In so doing, students are forced to show what passes for understanding at every point of even the simplest computations. Instead, they should be learning procedures and working effectively with sufficient procedural understanding. But this “stop and explain” approach to understanding undermines what the reformers want to achieve in the first place. It is “rote understanding”: an out-loud articulation of meaning in every stage that is the arithmetic equivalent of forcing a reader to keep a finger on the page, sounding out every word, every time, with no progression of reading skill.

The approaches to math teaching in the lower grades in schools is a product of many years of mischaracterizing and maligning traditional teaching methods. The math reform movement touts many poster children of math education. Their views and philosophies are taken as faith by school administrations, school districts and many teachers – teachers who have been indoctrinated in schools of education that teach these methods.

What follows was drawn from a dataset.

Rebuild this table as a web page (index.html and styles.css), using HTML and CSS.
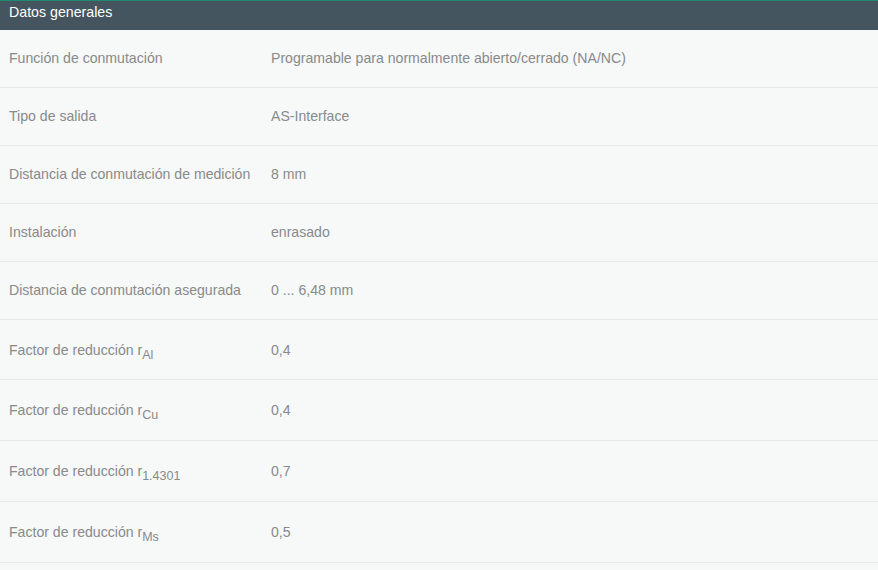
FILE: index.html
```html
<!DOCTYPE html>
<html lang="es">
<head>
<meta charset="utf-8">
<title>Datos generales</title>
<link rel="stylesheet" href="styles.css">
</head>
<body>
<section class="panel">
  <h2 class="panel-title">Datos generales</h2>
  <div class="rows">
    <div class="row"><div class="label">Función de conmutación</div><div class="value">Programable para normalmente abierto/cerrado (NA/NC)</div></div>
    <div class="row"><div class="label">Tipo de salida</div><div class="value">AS-Interface</div></div>
    <div class="row"><div class="label">Distancia de conmutación de medición</div><div class="value">8 mm</div></div>
    <div class="row"><div class="label">Instalación</div><div class="value">enrasado</div></div>
    <div class="row"><div class="label">Distancia de conmutación asegurada</div><div class="value">0 ... 6,48 mm</div></div>
    <div class="row sub-row first-sub"><div class="label">Factor de reducción r<sub>Al</sub></div><div class="value">0,4</div></div>
    <div class="row sub-row"><div class="label">Factor de reducción r<sub>Cu</sub></div><div class="value">0,4</div></div>
    <div class="row sub-row"><div class="label">Factor de reducción r<sub>1.4301</sub></div><div class="value">0,7</div></div>
    <div class="row sub-row"><div class="label">Factor de reducción r<sub>Ms</sub></div><div class="value">0,5</div></div>
  </div>
</section>
</body>
</html>
```
FILE: styles.css
```css
html, body {
  margin: 0;
  padding: 0;
  background: #f7f8f8;
}
body {
  font-family: "Liberation Sans", Arial, sans-serif;
  font-size: 14.1px;
  color: #888a8b;
}
.panel-title {
  margin: 0;
  height: 28px;
  box-sizing: content-box;
  border-top: 1px solid #1f8a6f;
  background: #44555f;
  color: #ffffff;
  font-size: 14.2px;
  font-weight: normal;
  line-height: 20px;
  padding: 1px 9px 0;
}
.row {
  display: grid;
  grid-template-columns: 262px 1fr;
  align-items: center;
  border-bottom: 1px solid #e6e9ea;
  padding: 20px 0 21px 9px;
  line-height: 16px;
  height: 16px;
  box-sizing: content-box;
}
.label, .value {
  line-height: 16px;
}
sub {
  font-size: 12.5px;
  line-height: 0;
  vertical-align: -4px;
}
.sub-row {
  height: 18px;
  padding: 21px 0 21px 9px;
}
.first-sub {
  height: 17px;
}
```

The reform movement has succeeded in foisting its beliefs upon ever growing populations of new teachers who believe this is the only way. While students undergoing instruction under the prevalent interpretations of Common Core may be able to recite an explanation they have been told–um, that is, “discovered” with some “guide on the side” guidance from the teacher on how best to phrase such explanation–that is not the test of effectiveness of a math program. In many cases, what passes for “understanding” or “number sense”  is “rote understanding”.   In so doing, the math reformers have unwittingly created a body of students in which “understanding” foundational math is not even “doing” math.